Technological change is accelerating. New and better ways of doing things are pushing aside large established industries.

There have been unprecedented changes in the way people work. There have been increasing numbers of disrupted workers. As a result, there is increasing dissatisfaction with the status quo.

We are also facing disruption in our own industry, management consulting, and in consulting more broadly. New entrants into the industry, whether they are fresh out of university, changing careers, or retiring, are entering our industry in ever-growing numbers, but they are not becoming members of our Institutes. They simply do not value the concepts of Institutes and Certification in the same way that we and our predecessors did.

These are indeed scary times in so many ways.

But there is one thing that I have faith in.

I have faith in the resilience of human nature to take whatever life hands out, to make the best of it, and to thrive in spite of it. 

We, as management consultants, have a challenging but important role. As we ourselves are being disrupted, we need to be aware that our client organizations are either in disruption, or soon will be in or threatened by disruption.  There is no more ‘steady as she goes’. We need to be able to pivot in an instant so that we can be leaders in helping our clients to do the same.

And this is exactly where our global profession can have the greatest impact. This ability to find each other, and share form each other, and build projects together – this is the value of the global profession of management consulting.

Each of you are demonstrating this in your Institutes.
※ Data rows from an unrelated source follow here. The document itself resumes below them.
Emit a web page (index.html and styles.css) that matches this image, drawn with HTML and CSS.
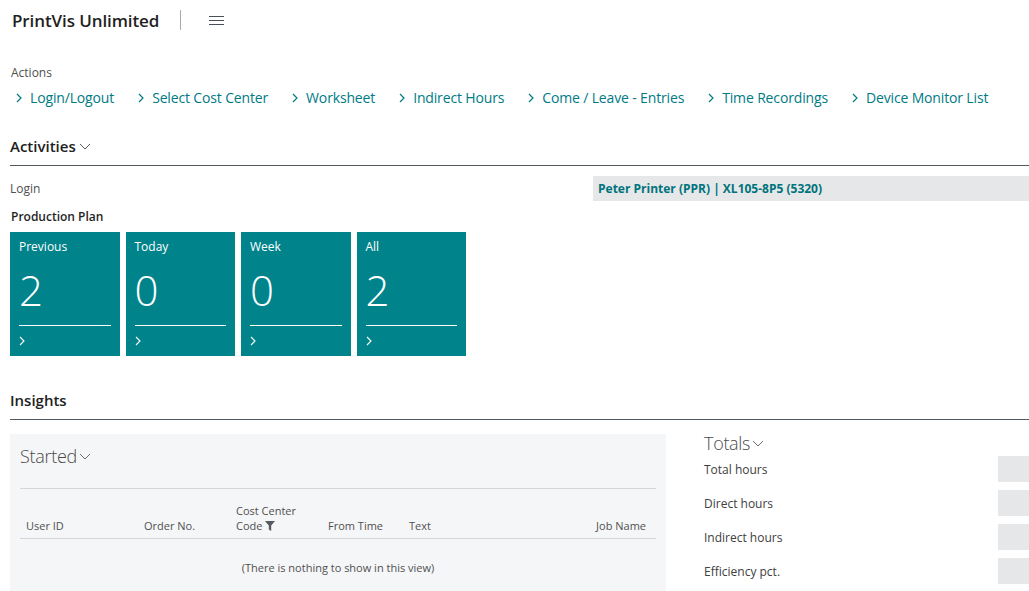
FILE: index.html
```html
<!DOCTYPE html>
<html lang="en">
<head>
<meta charset="utf-8">
<title>PrintVis Unlimited</title>
<link rel="stylesheet" href="styles.css">
</head>
<body>
<header class="topbar">
  <div class="app-title">PrintVis Unlimited</div>
  <div class="divider"></div>
  <div class="hamburger"><span></span><span></span><span></span></div>
</header>

<section class="actions">
  <div class="actions-label">Actions</div>
  <nav class="action-links">
    <a class="action"><svg class="chev" viewBox="0 0 6 10"><polyline points="1,1 5,5 1,9"/></svg>Login/Logout</a>
    <a class="action"><svg class="chev" viewBox="0 0 6 10"><polyline points="1,1 5,5 1,9"/></svg>Select Cost Center</a>
    <a class="action"><svg class="chev" viewBox="0 0 6 10"><polyline points="1,1 5,5 1,9"/></svg>Worksheet</a>
    <a class="action"><svg class="chev" viewBox="0 0 6 10"><polyline points="1,1 5,5 1,9"/></svg>Indirect Hours</a>
    <a class="action"><svg class="chev" viewBox="0 0 6 10"><polyline points="1,1 5,5 1,9"/></svg>Come / Leave - Entries</a>
    <a class="action"><svg class="chev" viewBox="0 0 6 10"><polyline points="1,1 5,5 1,9"/></svg>Time Recordings</a>
    <a class="action"><svg class="chev" viewBox="0 0 6 10"><polyline points="1,1 5,5 1,9"/></svg>Device Monitor List</a>
  </nav>
</section>

<section class="activities">
  <h2 class="section-head">Activities<svg class="down" viewBox="0 0 12 7"><polyline points="1,1 6,6 11,1"/></svg></h2>
  <div class="login-row">
    <div class="login-label">Login</div>
    <div class="login-value">Peter Printer (PPR) | XL105-8P5 (5320)</div>
  </div>
  <div class="group-label">Production Plan</div>
  <div class="tiles">
    <div class="tile"><div class="tile-title">Previous</div><div class="tile-num">2</div><div class="tile-foot"><svg class="tchev" viewBox="0 0 6 10"><polyline points="1,1 5,5 1,9"/></svg></div></div>
    <div class="tile"><div class="tile-title">Today</div><div class="tile-num">0</div><div class="tile-foot"><svg class="tchev" viewBox="0 0 6 10"><polyline points="1,1 5,5 1,9"/></svg></div></div>
    <div class="tile"><div class="tile-title">Week</div><div class="tile-num">0</div><div class="tile-foot"><svg class="tchev" viewBox="0 0 6 10"><polyline points="1,1 5,5 1,9"/></svg></div></div>
    <div class="tile"><div class="tile-title">All</div><div class="tile-num">2</div><div class="tile-foot"><svg class="tchev" viewBox="0 0 6 10"><polyline points="1,1 5,5 1,9"/></svg></div></div>
  </div>
</section>

<section class="insights">
  <h2 class="section-head">Insights</h2>
  <div class="insight-body">
    <div class="started">
      <div class="part-title">Started<svg class="down" viewBox="0 0 12 7"><polyline points="1,1 6,6 11,1"/></svg></div>
      <div class="grid-head">
        <div class="col c-user">User ID</div>
        <div class="col c-order">Order No.</div>
        <div class="col c-cc">Cost Center<br>Code <svg class="funnel" viewBox="0 0 10 10"><path d="M0 0H10L6.2 4.6V10L3.8 8.6V4.6Z"/></svg></div>
        <div class="col c-from">From Time</div>
        <div class="col c-text">Text</div>
        <div class="col c-job">Job Name</div>
      </div>
      <div class="empty">(There is nothing to show in this view)</div>
    </div>
    <div class="totals">
      <div class="part-title">Totals<svg class="down" viewBox="0 0 12 7"><polyline points="1,1 6,6 11,1"/></svg></div>
      <div class="total-row"><span>Total hours</span><span class="box"></span></div>
      <div class="total-row"><span>Direct hours</span><span class="box"></span></div>
      <div class="total-row"><span>Indirect hours</span><span class="box"></span></div>
      <div class="total-row"><span>Efficiency pct.</span><span class="box"></span></div>
    </div>
  </div>
</section>
</body>
</html>
```

FILE: styles.css
```css
html, body {
  margin: 0;
  padding: 0;
  background: #ffffff;
  overflow: hidden;
}
body {
  font-family: "Open Sans", "Noto Sans", "Liberation Sans", sans-serif;
  color: #212121;
  width: 1029px;
  height: 591px;
}

.topbar {
  height: 40px;
  display: flex;
  align-items: center;
  padding-left: 12px;
}
.app-title {
  font-size: 17px;
  font-weight: 600;
  color: #1f1f1f;
  letter-spacing: -0.1px;
}
.divider {
  width: 1px;
  height: 20px;
  background: #a6aab0;
  margin-left: 21px;
}
.hamburger {
  margin-left: 28px;
  width: 15px;
  display: flex;
  flex-direction: column;
  gap: 3px;
}
.hamburger span {
  display: block;
  height: 1px;
  background: #4a5058;
}

.actions {
  margin-top: 24px;
  padding-left: 11px;
}
.actions-label {
  font-size: 12px;
  line-height: 18px;
  color: #505050;
}
.action-links {
  display: flex;
  gap: 24px;
  margin-top: 6px;
  padding-left: 5px;
}
.action {
  display: flex;
  align-items: center;
  font-size: 14px;
  line-height: 20px;
  color: #007a85;
  letter-spacing: -0.15px;
}
.chev {
  width: 6px;
  height: 10px;
  margin-right: 8px;
  fill: none;
  stroke: #007a85;
  stroke-width: 1.2;
}

.section-head {
  margin: 0 0 0 10px;
  font-size: 15px;
  font-weight: 600;
  line-height: 22px;
  color: #212121;
  padding-bottom: 8px;
  border-bottom: 1px solid #505a60;
  display: flex;
  align-items: center;
}
.down {
  width: 12px;
  height: 7px;
  margin-left: 3px;
  fill: none;
  stroke: #505a60;
  stroke-width: 1;
}
.activities {
  margin-top: 27px;
}
.login-row {
  display: flex;
  margin: 10px 0 0 10px;
  height: 25px;
  align-items: center;
}
.login-label {
  width: 583px;
  font-size: 12px;
  color: #505050;
}
.login-value {
  flex: 1;
  height: 25px;
  background: #e6e7e8;
  padding-left: 5px;
  font-size: 12px;
  font-weight: 700;
  line-height: 25px;
  color: #00737d;
}
.group-label {
  margin: 8px 0 0 11px;
  font-size: 12px;
  font-weight: 600;
  line-height: 16px;
  color: #1f1f1f;
}
.tiles {
  display: flex;
  gap: 6px;
  margin: 7px 0 0 10px;
}
.tile {
  width: 109.5px;
  height: 124px;
  background: #00838b;
  color: #ffffff;
  padding: 0 9px;
  box-sizing: border-box;
  display: flex;
  flex-direction: column;
}
.tile-title {
  margin-top: 7px;
  font-size: 12px;
  line-height: 16px;
}
.tile-num {
  margin-top: 5px;
  font-size: 42px;
  font-weight: 300;
  line-height: 60px;
  height: 65px;
  border-bottom: 1px solid #ffffff;
}
.tile-foot {
  height: 29px;
  display: flex;
  align-items: center;
}
.tchev {
  width: 6px;
  height: 10px;
  fill: none;
  stroke: #ffffff;
  stroke-width: 1.1;
}

.insights {
  margin-top: 33px;
}
.insight-body {
  display: flex;
  margin: 0 0 0 10px;
}
.started {
  width: 656px;
  height: 160px;
  margin-top: 14px;
  background: #f5f6f7;
  padding: 0 10px;
  box-sizing: border-box;
  flex-shrink: 0;
}
.part-title {
  display: flex;
  align-items: center;
  font-size: 18px;
  font-weight: 300;
  color: #4a4a4a;
  line-height: 26px;
  letter-spacing: -0.3px;
}
.started .part-title {
  margin-top: 9px;
  height: 26px;
  padding-bottom: 19px;
  border-bottom: 1px solid #d4d6d8;
}
.part-title .down {
  margin-left: 2px;
  stroke: #6a7078;
}
.grid-head {
  display: flex;
  align-items: flex-end;
  height: 50px;
  border-bottom: 1px solid #d4d6d8;
  font-size: 11px;
  color: #505050;
  padding-bottom: 5px;
  box-sizing: border-box;
  line-height: 15px;
}
.col { padding-left: 6px; box-sizing: border-box; }
.c-user { width: 118px; }
.c-order { width: 92px; }
.c-cc { width: 92px; }
.c-from { width: 81px; }
.c-text { flex: 1; }
.c-job { padding-right: 10px; }
.funnel {
  width: 10px;
  height: 10px;
  fill: #555b62;
  vertical-align: -1px;
}
.empty {
  text-align: center;
  font-size: 11px;
  color: #505050;
  margin-top: 21px;
}

.totals {
  margin-left: 38px;
  flex: 1;
  padding-top: 10px;
}
.total-row {
  display: flex;
  justify-content: space-between;
  align-items: center;
  height: 26px;
  margin-top: 8px;
  font-size: 12px;
  color: #404040;
}
.totals .part-title + .total-row {
  margin-top: 0;
}
.box {
  width: 31px;
  height: 26px;
  background: #e6e7e8;
}
```
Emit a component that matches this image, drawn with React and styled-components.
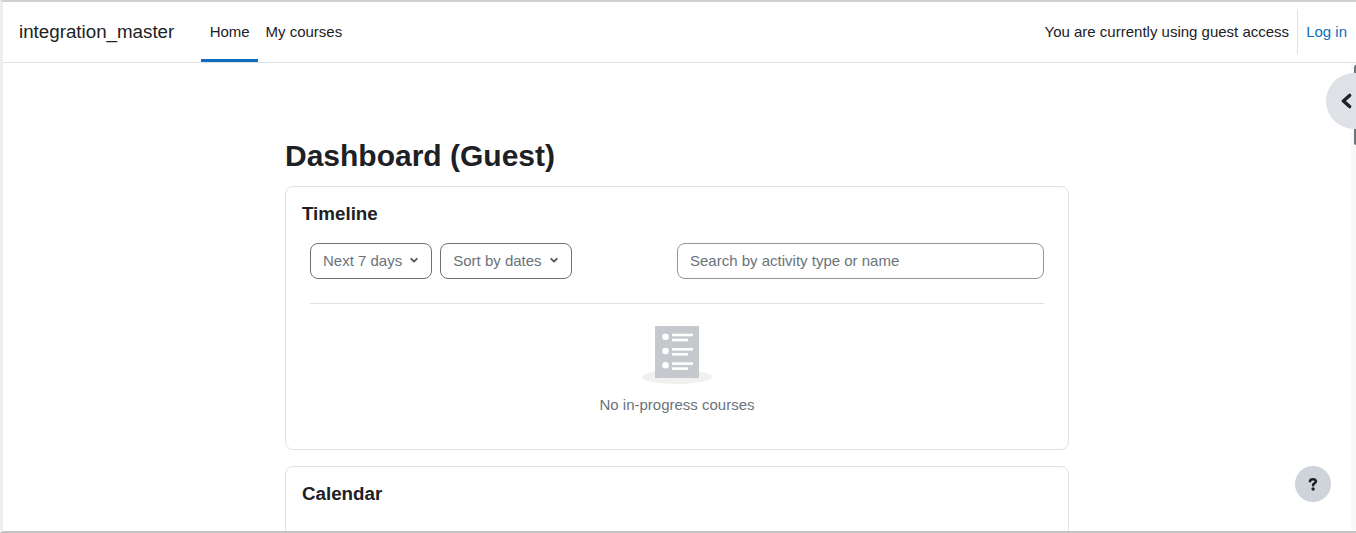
import React from 'react';
import styled, { createGlobalStyle } from 'styled-components';

const Global = createGlobalStyle`
  html, body { margin: 0; padding: 0; background: #fff; height: 100%; overflow: hidden; }
  body { font-family: "Liberation Sans", Arial, sans-serif; font-size: 15px; color: #1d2125; }
  * { box-sizing: border-box; }
`;

const Frame = styled.div`
  position: relative;
  width: 1356px;
  height: 533px;
  overflow: hidden;
  background: #fff;
  border-top: 2px solid #cfcfcf;
  border-left: 3px solid #efefef;
  border-bottom: 2px solid #c4c4c4;
`;

const Navbar = styled.header`
  display: flex;
  align-items: stretch;
  height: 61px;
  padding: 0 9px 0 16px;
  border-bottom: 1px solid #dee2e6;
  background: #fff;
`;

const Brand = styled.div`
  display: flex;
  align-items: center;
  font-size: 18.75px;
  margin-right: 27px;
  padding-bottom: 1px;
`;

const NavList = styled.nav`
  display: flex;
  align-items: stretch;
`;

const NavItem = styled.a`
  display: flex;
  align-items: center;
  padding: 2px 8.4px 0;
  border-bottom: 3px solid ${p => (p.$active ? '#0f6cbf' : 'transparent')};
  color: #1d2125;
  &:last-child { padding-left: 7.4px; }
`;

const Spacer = styled.div`
  flex: 1;
`;

const UserArea = styled.div`
  display: flex;
  align-items: center;
`;

const GuestText = styled.span`
  padding: 0 8px 2px 0;
`;

const LoginLink = styled.a`
  display: flex;
  align-items: center;
  height: 45px;
  margin-bottom: 2px;
  padding-left: 8px;
  border-left: 1px solid #dee2e6;
  color: #0f6cbf;
`;

const Main = styled.main`
  width: 784px;
  margin-left: 282px;
`;

const Heading = styled.h1`
  margin: 0;
  padding-top: 75px;
  height: 123px;
  font-size: 30px;
  line-height: 36px;
  font-weight: 700;
  color: #1d2125;
`;

const Card = styled.section`
  border: 1px solid #dee2e6;
  border-radius: 8px;
  padding: 16px;
  margin-bottom: 16px;
  background: #fff;
  height: ${p => p.$height};
`;

const CardTitle = styled.h2`
  margin: 0;
  font-size: 18.75px;
  line-height: 22px;
  font-weight: 700;
`;

const Filters = styled.div`
  display: flex;
  gap: 8px;
  margin: 18px 8px 0;
`;

const Select = styled.button`
  display: flex;
  align-items: center;
  gap: 7px;
  height: 36px;
  padding: 0 12px 2px 12px;
  border: 1px solid #6a737b;
  border-radius: 8px;
  background: #fff;
  color: #6a737b;
  font: inherit;
`;

const Search = styled.div`
  display: flex;
  align-items: center;
  width: 367px;
  height: 36px;
  margin-left: auto;
  padding: 0 12px 2px;
  border: 1px solid #8f959e;
  border-radius: 8px;
  color: #6a737b;
`;

const Divider = styled.hr`
  margin: 24px 8px 0;
  border: 0;
  border-top: 1px solid #dee2e6;
`;

const Empty = styled.div`
  display: flex;
  flex-direction: column;
  align-items: center;
  margin-top: 21px;
  color: #6a737b;
`;

const EmptyText = styled.p`
  margin: 9px 0 0;
  line-height: 22px;
`;

const RightRail = styled.div`
  position: absolute;
  top: 61px;
  right: 0;
  bottom: 0;
  width: 5px;
  background: #f8f9fa;
`;

const ScrollThumb = styled.div`
  position: absolute;
  top: 63px;
  right: 0;
  width: 2px;
  height: 80px;
  border-radius: 2px 0 0 2px;
  background: #6a737b;
`;

const DrawerToggle = styled.button`
  position: absolute;
  top: 71px;
  right: 0;
  width: 30px;
  height: 56px;
  padding: 0 0 0 14px;
  display: flex;
  align-items: center;
  border: 0;
  border-radius: 28px 0 0 28px;
  background: #dee2e6;
  color: #1d2125;
`;

const HelpButton = styled.button`
  position: absolute;
  left: 1292px;
  top: 464px;
  width: 36px;
  height: 36px;
  display: flex;
  align-items: center;
  justify-content: center;
  border: 0;
  padding: 0;
  border-radius: 50%;
  background: #ced4da;
  color: #1d2125;
`;

const Caret = () => (
  <svg width="10" height="10" viewBox="0 0 10 10" fill="none">
    <path d="M2.2 3.8 5 6.6l2.8-2.8" stroke="#4f575e" strokeWidth="1.8" strokeLinecap="round" strokeLinejoin="round" />
  </svg>
);

const EmptyIcon = () => (
  <svg width="70" height="60" viewBox="0 0 70 60">
    <ellipse cx="35" cy="52" rx="35" ry="7" fill="#f0f0f0" />
    <rect x="13" y="1" width="44" height="52" fill="#c5c8cc" />
    {[11.7, 26, 40.3].map(y => (
      <g key={y} fill="#fff">
        <circle cx="23.5" cy={y} r="3.3" />
        <rect x="30" y={y - 3} width="21" height="2.6" />
        <rect x="30" y={y + 2} width="16" height="2.6" />
      </g>
    ))}
  </svg>
);

export default function App() {
  return (
    <Frame>
      <Global />
      <Navbar>
        <Brand>integration_master</Brand>
        <NavList>
          <NavItem $active>Home</NavItem>
          <NavItem>My courses</NavItem>
        </NavList>
        <Spacer />
        <UserArea>
          <GuestText>You are currently using guest access</GuestText>
          <LoginLink>Log in</LoginLink>
        </UserArea>
      </Navbar>
      <Main>
        <Heading>Dashboard (Guest)</Heading>
        <Card $height="264px">
          <CardTitle>Timeline</CardTitle>
          <Filters>
            <Select>Next 7 days <Caret /></Select>
            <Select>Sort by dates <Caret /></Select>
            <Search>Search by activity type or name</Search>
          </Filters>
          <Divider />
          <Empty>
            <EmptyIcon />
            <EmptyText>No in-progress courses</EmptyText>
          </Empty>
        </Card>
        <Card $height="200px">
          <CardTitle>Calendar</CardTitle>
        </Card>
      </Main>
      <RightRail />
      <ScrollThumb />
      <DrawerToggle aria-label="Open drawer">
        <svg width="12" height="16" viewBox="0 0 12 16" fill="none">
          <path d="M9.6 2.4 3.4 8l6.2 5.6" stroke="#1d2125" strokeWidth="3.4" strokeLinecap="round" strokeLinejoin="round" />
        </svg>
      </DrawerToggle>
      <HelpButton aria-label="Help">
        <svg width="12" height="16" viewBox="0 0 12 16" fill="none">
          <path d="M3 5.2C3.2 3.8 4.4 3.2 6 3.2c1.7 0 2.9.8 2.9 2.1 0 1.1-.7 1.5-1.5 2-.8.5-1.3.9-1.3 2" stroke="#1d2125" strokeWidth="2.6" strokeLinecap="round" />
          <circle cx="6.1" cy="13" r="1.7" fill="#1d2125" />
        </svg>
      </HelpButton>
    </Frame>
  );
}
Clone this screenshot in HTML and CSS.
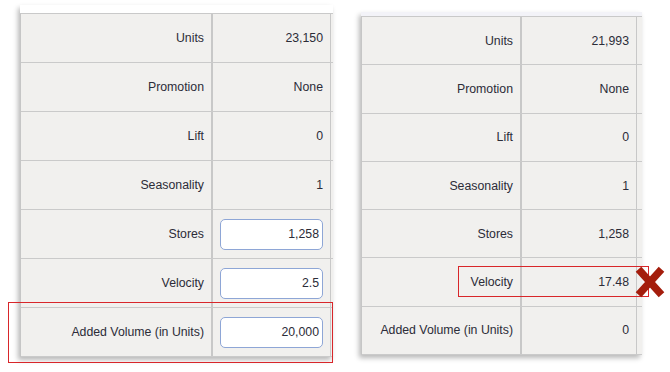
FILE: index.html
```html
<!DOCTYPE html>
<html>
<head>
<meta charset="utf-8">
<link rel="stylesheet" href="styles.css">
</head>
<body>
<div class="page">
  <div class="panel panel-left">
    <div class="strip strip-left"></div>
    <div class="table table-left">
      <div class="row"><div class="label">Units</div><div class="value">23,150</div><div class="edge"></div></div>
      <div class="row"><div class="label">Promotion</div><div class="value">None</div><div class="edge"></div></div>
      <div class="row"><div class="label">Lift</div><div class="value">0</div><div class="edge"></div></div>
      <div class="row"><div class="label">Seasonality</div><div class="value">1</div><div class="edge"></div></div>
      <div class="row"><div class="label">Stores</div><div class="value"><div class="input">1,258</div></div><div class="edge"></div></div>
      <div class="row"><div class="label">Velocity</div><div class="value"><div class="input">2.5</div></div><div class="edge"></div></div>
      <div class="row"><div class="label">Added Volume (in Units)</div><div class="value"><div class="input">20,000</div></div><div class="edge"></div></div>
    </div>
    <div class="highlight hl-left"></div>
  </div>
  <div class="panel panel-right">
    <div class="strip strip-right"></div>
    <div class="table table-right">
      <div class="row"><div class="label">Units</div><div class="value">21,993</div><div class="edge"></div></div>
      <div class="row"><div class="label">Promotion</div><div class="value">None</div><div class="edge"></div></div>
      <div class="row"><div class="label">Lift</div><div class="value">0</div><div class="edge"></div></div>
      <div class="row"><div class="label">Seasonality</div><div class="value">1</div><div class="edge"></div></div>
      <div class="row"><div class="label">Stores</div><div class="value">1,258</div><div class="edge"></div></div>
      <div class="row"><div class="label">Velocity</div><div class="value">17.48</div><div class="edge"></div></div>
      <div class="row"><div class="label">Added Volume (in Units)</div><div class="value">0</div><div class="edge"></div></div>
    </div>
    <div class="highlight hl-right"></div>
    <svg class="xmark" width="30" height="32" viewBox="0 0 30 32">
      <path d="M6 6 L24 26 M24 6 L6 26" stroke="#a41d0c" stroke-width="7.5" stroke-linecap="square" fill="none"/>
    </svg>
  </div>
</div>
</body>
</html>
```
FILE: styles.css
```css
html, body {
  margin: 0;
  padding: 0;
  background: #ffffff;
}
body {
  width: 670px;
  height: 372px;
  overflow: hidden;
  font-family: "Liberation Sans", Arial, sans-serif;
  font-size: 12.3px;
  color: #2c2c38;
}
.page {
  display: flex;
  align-items: flex-start;
}
.panel {
  position: relative;
  display: flex;
  flex-direction: column;
  box-shadow: -2px 3px 5px rgba(0, 0, 0, 0.28);
}
.panel-left {
  margin-left: 20px;
  margin-top: 5px;
  width: 313px;
}
.panel-right {
  margin-left: 28px;
  margin-top: 12px;
  width: 281px;
}
.strip {
  background: #ffffff;
}
.strip-left {
  height: 8px;
}
.strip-right {
  height: 4px;
  background: #f3f3f8;
}
.table {
  display: flex;
  flex-direction: column;
  border-top: 1px solid #c9c9c9;
  border-left: 1px solid #c6c6c6;
  background: #f1f0ee;
}
.row {
  display: flex;
  border-bottom: 1px solid #cacaca;
  box-sizing: border-box;
}
.table-left .row {
  height: 49px;
}
.table-right .row {
  height: 48.3px;
}
.label, .value {
  display: flex;
  align-items: center;
  justify-content: flex-end;
  padding-right: 7px;
  box-sizing: border-box;
}
.label {
  border-right: 2px solid #c8c8c8;
}
.value {
  border-right: 1px solid #c8c8c8;
}
.table-left .label { width: 192px; }
.table-left .value { width: 118px; }
.table-left .edge { width: 2px; }
.table-right .label { width: 160px; }
.table-right .value { width: 115px; }
.table-right .edge { width: 5px; }
.edge {
  background: #f1f0ee;
}
.input {
  width: 103px;
  height: 31px;
  box-sizing: border-box;
  background: #ffffff;
  border: 1.5px solid #8ea6d6;
  border-radius: 5px;
  display: flex;
  align-items: center;
  justify-content: flex-end;
  padding-right: 3px;
}
.highlight {
  position: absolute;
  border: 1.5px solid #d8262a;
  box-sizing: border-box;
}
.hl-left {
  left: -12px;
  top: 297px;
  width: 325px;
  height: 61px;
}
.hl-right {
  left: 97px;
  top: 254px;
  width: 191px;
  height: 31px;
}
.xmark {
  position: absolute;
  left: 274px;
  top: 254px;
}
```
How can you improve the profession in your territory and bring more members into the fold so that you will be stronger? At the global level, our job is to work across the Institutes to help you succeed and be stronger so that you can serve your members better.

Now is the time for us to make great strides.

Think of change management. One of the first challenges is to unfreeze the organization. To create that dissonance in the work force so that they will accept and enable the desired change.

Our whole world is now in that state of dissonance – that desire for change from where we are now. We are seeing changes in workforce approaches, and pivots in business models that have taken place in weeks or months instead of years. The world has never been more open to figuring out better ways to do things.

Who better to lead and demonstrate these better ways than management consultants? This is what we have been trained to do. We instinctively get beneath the surface, get past the symptoms and find those root cause issues that need to be tackled.

If you want reinforcement of this fact – read again the Annual Report that has been presented to you. Think about the amazing amount of expertise and wisdom that has gone into the successes we have had this year, despite – or maybe because of – a global pandemic.

We are primarily volunteer driven.

Our staff organization puts in tremendous effort, and in fact a large part of their time is also volunteer, because for sure we do not pay them for all the hours they put in.

At the committee level, this work is 100% volunteer. This work is reflected in reports you have read. Then multiply this by 50 or 100 to reflect the volunteer efforts of all of you, in your Institutes doing what needs to be done to improve the profession and support your members.

In my role as Chair I have had the honor to meet so many of you personally, and many more of you virtually. I continue to be impressed and humbled by the great thinkers and motivated volunteers that give so much of themselves. Thank you.

I cannot recognize our volunteer works without remembering one of our own who cannot be with us to-day. Our friend and colleague from Austria, Gerd Prechtl, passed away Saturday night. I know you, like me, are missing his smiling face on this call. Gerd has been a leader in our profession for many years, with an unparalleled passion and commitment to the Certified Management Consultant and all it represents.  Gerd, you will be missed.

Now, it is time to get down to business. In the spirit of Gerd, and all of our friends and colleagues that have come before us, let us put our mind to the growth of this great profession.